UNITED STATES
 
SECURITIES AND EXCHANGE COMMISSION

WASHINGTON, DC 20549

________
 

FORM 8-K

CURRENT REPORT
PURSUANT TO SECTION 13 OR 15(d) OF THE
SECURITIES EXCHANGE ACT OF 1934

Date of report (Date of earliest event reported): July 13, 2009

RCM Technologies, Inc.

(Exact Name of Registrant as Specified in Charter)

Nevada
(State or Other
Jurisdiction of
Incorporation)

1-10245
(Commission File
Number)

95-1480559

(I.R.S. Employer
Identification No.)

2500 McClellan Avenue, Suite 350

   

Pennsauken, NJ

 

08109-4613

(Address of Principal Executive Offices)

 

(Zip Code)

Registrant’s telephone number, including area code: (856) 356-4500

Check the appropriate box below if the Form 8-K filing is intended to simultaneously satisfy the filing obligation of the registrant under any of the following provisions (see General Instruction A.2. below):

   

[ ]

Written communications pursuant to Rule 425 under the Securities Act (17 CFR 230.425).

[ ]

Soliciting material pursuant to Rule 14a-12 under the Exchange Act (17 CFR 240.14a-12).

[ ]

Pre-commencement communications pursuant to Rule 14d-2(b) under the Exchange Act (17 CFR 240-14d-2(b)).

[ ]

Pre-commencement communications pursuant to Rule 13e-4(c) under the Exchange Act (17 CFR 240-13e-4(c)).


 

Item 4.01.      Changes in Registrants Certifying Accountant.

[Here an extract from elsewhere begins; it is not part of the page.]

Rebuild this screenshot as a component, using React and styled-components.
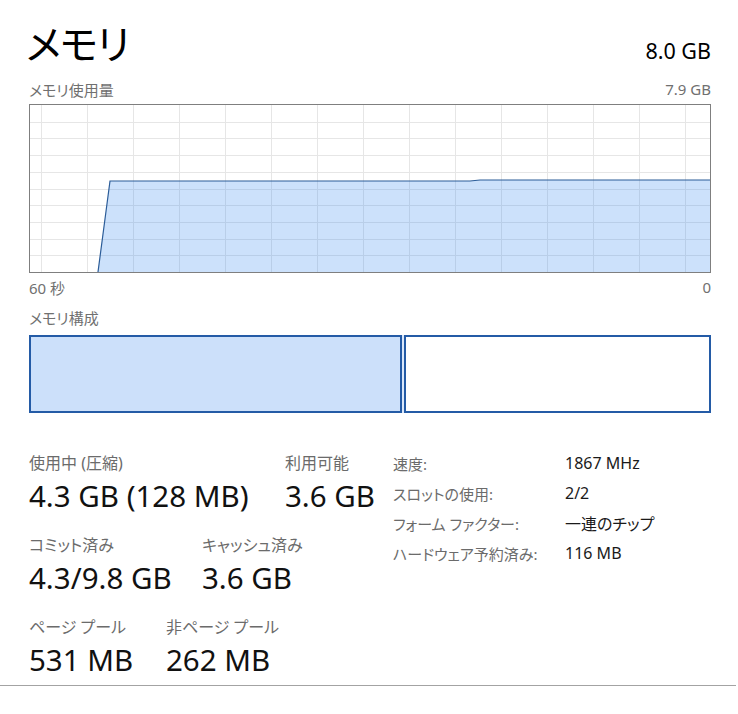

(a)     Previous Independent Registered Public Accounting Firm.

     (i)     On July 13, 2009, RCM Technologies, Inc. (the “Company”) dismissed Grant Thornton LLP (“Grant Thornton”) as its independent registered public accounting firm.
 
     (ii)     The reports of Grant Thornton on the Company’s financial statements and financial statement schedule for the fiscal years ended December 27, 2008 and December 29, 2007 did not contain any adverse opinion or disclaimer of opinion and were not qualified or modified as to uncertainty, audit scope or accounting principles.
 
     (iii)     The Company’s Audit Committee recommended and approved the decision to change independent registered public accounting firms.
 
     (iv)     In connection with the audits of the Company’s financial statements for each of the two most recently completed fiscal years and through July 13, 2009, there have been no disagreements with Grant Thornton on any matter of accounting principles or practices, financial statement disclosure or auditing scope or procedure, which disagreement(s), if not resolved to the satisfaction of Grant Thornton, would have caused it to make reference to the subject matter of such disagreement(s) in connection with its report. During the same period, there were no reportable events as defined in Item 304(a)(1)(v) of Regulation S-K.
 
     (v)     The Company has requested that Grant Thornton furnish the Company with a letter addressed to the SEC stating whether it agrees with the above statements. Such letter is filed hereunder as Exhibit 16.1.
 
(b)     New Independent Registered Public Accounting Firm.
 

     (i)     On July 13, 2009 and effective the same date, on the recommendation of the Company’s Audit Committee, the Company engaged Amper, Politziner & Mattia, LLP (“Amper”) as its independent registered public accounting firm to audit the Company’s financial statements as of and for the fiscal year ending January 2, 2010 and to perform procedures related to the financial statements included in the Company’s quarterly reports on Form 10-Q, beginning with the quarter ended June 27, 2009.
 
     (ii)     During the two most recent fiscal years and through July 13, 2009, the Company has not consulted with Amper regarding either the application of accounting principles to a specified transaction, either completed or proposed, or the type of audit opinion that might be rendered on the financial statements of the Company, or regarding any matters or reportable events described in Items 304(a)(2)(i) or (ii) of Regulation S-K.


Item 9.01.      Financial Statements and Exhibits.
 

(a) Financial Statements of Businesses Acquired.
 

None.
 
(b) Pro Forma Financial Information.
 

None.
 

(c) Shell Company Transactions.
 

None.
 

(d) Exhibits.
 

Exhibit Number

 

16.1

Letter from Grant Thornton LLP to the Securities and Exchange Commission regarding change in certifying accountants.

 

SIGNATURES

Pursuant to the requirements of the Securities Exchange Act of 1934, the Registrant has duly caused this report to be signed on its behalf by the undersigned hereunto duly authorized.

RCM TECHNOLOGIES, INC.

By:

/s/ Kevin D. Miller

 

Kevin D. Miller

 

Chief Financial Officer, Treasurer and
Secretary

Dated: July 16, 2009

 

EXHIBIT INDEX

Exhibit Number

Exhibit Title

16.1

Letter from Grant Thornton LLP to the Securities and Exchange Commission regarding change in certifying accountants.